Common mistakes when annualizing gross revenue
- Ignoring seasonality: A holiday month or a summer slump may not represent the full year.
- Using net revenue by accident: Make sure you know whether deductions were already removed.
- Annualizing one time spikes: A large contract or launch event can overstate recurring demand.
- Mixing cash and accrual logic: Revenue timing differs depending on your accounting method.
- Forgetting partial operations: If the business was closed, under construction, or newly launched, straight line annualization may mislead.
How investors, lenders, and managers interpret annual gross revenue
Investors often use annual gross revenue as a quick sizing metric. Lenders use it to gauge debt service capacity and business stability. Managers use it to set sales targets, compensation plans, and spending limits. In each case, annual revenue is valuable because it is easy to compare. Yet each audience will usually ask follow up questions about trend quality, concentration risk, margins, and customer retention.
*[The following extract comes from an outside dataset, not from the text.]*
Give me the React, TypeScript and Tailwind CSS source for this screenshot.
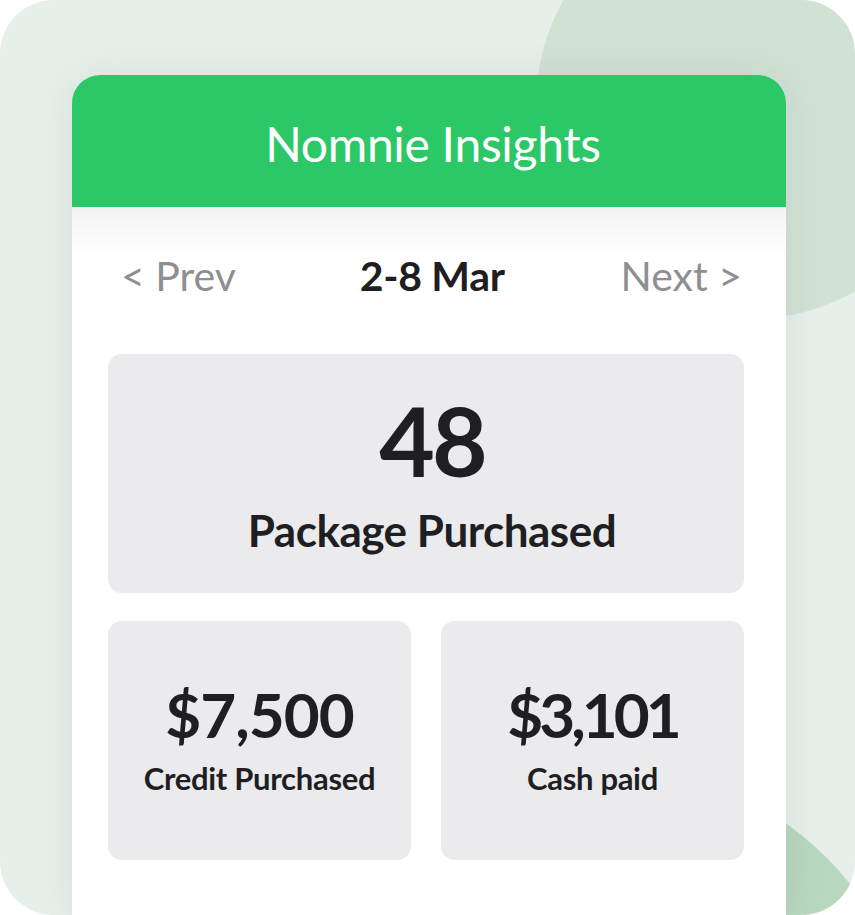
import React from "react";

export default function App() {
  const font = { fontFamily: "Lato, 'Noto Sans', sans-serif" };
  return (
    <div className="w-[855px] h-[915px] bg-white" style={font}>
      <div className="relative w-[855px] h-[915px] overflow-hidden rounded-[54px] bg-[#e6efe9]">
        <div className="absolute left-[536px] top-[-109px] w-[428px] h-[428px] rounded-full bg-[#d1e2d5]" />
        <div className="absolute left-[255px] top-[760px] w-[670px] h-[670px] rounded-full bg-[#b8d7bf]" />
        <div className="relative pt-[75px] pl-[72px]">
          <div className="w-[714px] h-[840px] rounded-t-[28px] overflow-hidden bg-white shadow-[0_0_40px_rgba(0,0,0,0.07)] flex flex-col">
            <div className="h-[132px] shrink-0 bg-[#2cc868] flex items-center justify-center pt-[6px] pl-[8px]">
              <span className="text-white text-[48px] leading-none tracking-[-0.3px]">Nomnie Insights</span>
            </div>
            <div className="flex-1 bg-[linear-gradient(to_bottom,#f3f3f3,#ffffff_48px)] pl-[36px] pr-[42px]">
              <div className="flex justify-between items-start pl-[13px] pr-[2px] pt-[48px] h-[147px]">
                <span className="text-[41px] leading-none text-[#8e8e93]">&lt; Prev</span>
                <span className="text-[41px] leading-none font-bold text-[#1f1f23] tracking-[-0.3px] pl-[8px]">2-8 Mar</span>
                <span className="text-[41px] leading-none text-[#8e8e93]">Next &gt;</span>
              </div>
              <div className="h-[239px] rounded-[14px] bg-[#ebebed] flex flex-col items-center pt-[38px] pl-[12px]">
                <span className="text-[96px] leading-none font-bold text-[#1f1f23] tracking-[-3px]">48</span>
                <span className="mt-[20px] text-[44px] leading-none font-bold text-[#1f1f23] tracking-[-0.5px]">Package Purchased</span>
              </div>
              <div className="mt-[28px] grid grid-cols-2 gap-[30px]">
                <div className="h-[239px] rounded-[14px] bg-[#ebebed] flex flex-col items-center pt-[62px]">
                  <span className="text-[62px] leading-none font-bold text-[#1f1f23] tracking-[-1px]">$7,500</span>
                  <span className="mt-[18px] text-[31px] leading-none font-bold text-[#1f1f23] tracking-[-0.3px]">Credit Purchased</span>
                </div>
                <div className="h-[239px] rounded-[14px] bg-[#ebebed] flex flex-col items-center pt-[62px]">
                  <span className="text-[62px] leading-none font-bold text-[#1f1f23] tracking-[-4px]">$3,101</span>
                  <span className="mt-[18px] text-[31px] leading-none font-bold text-[#1f1f23] tracking-[-0.3px]">Cash paid</span>
                </div>
              </div>
            </div>
          </div>
        </div>
      </div>
    </div>
  );
}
That means the most useful approach is not choosing between annual and non annual reporting. The better approach is layering them. Keep monthly reporting for operating control, quarterly reporting for strategic review, and annual reporting for formal benchmarking and compliance.
Authoritative resources
If you want to validate how annual reporting works in practice, these authoritative sources are useful starting points:
- IRS Publication 538 on accounting periods and methods
- Investor.gov guide to reading annual reports and financial statements
- U.S. Census Annual Business Survey
Final answer
So, is gross revenue calculated per year? In practice, very often yes. In definition, not necessarily. Gross revenue is a top line figure that can be calculated for any period, but annual gross revenue is the most common standardized view because it aligns with tax reporting, financial statements, strategic planning, and comparisons across time. If you only have a shorter period, annualization can provide a useful estimate, but it should be interpreted with care, especially when seasonality or unusual events affect the data.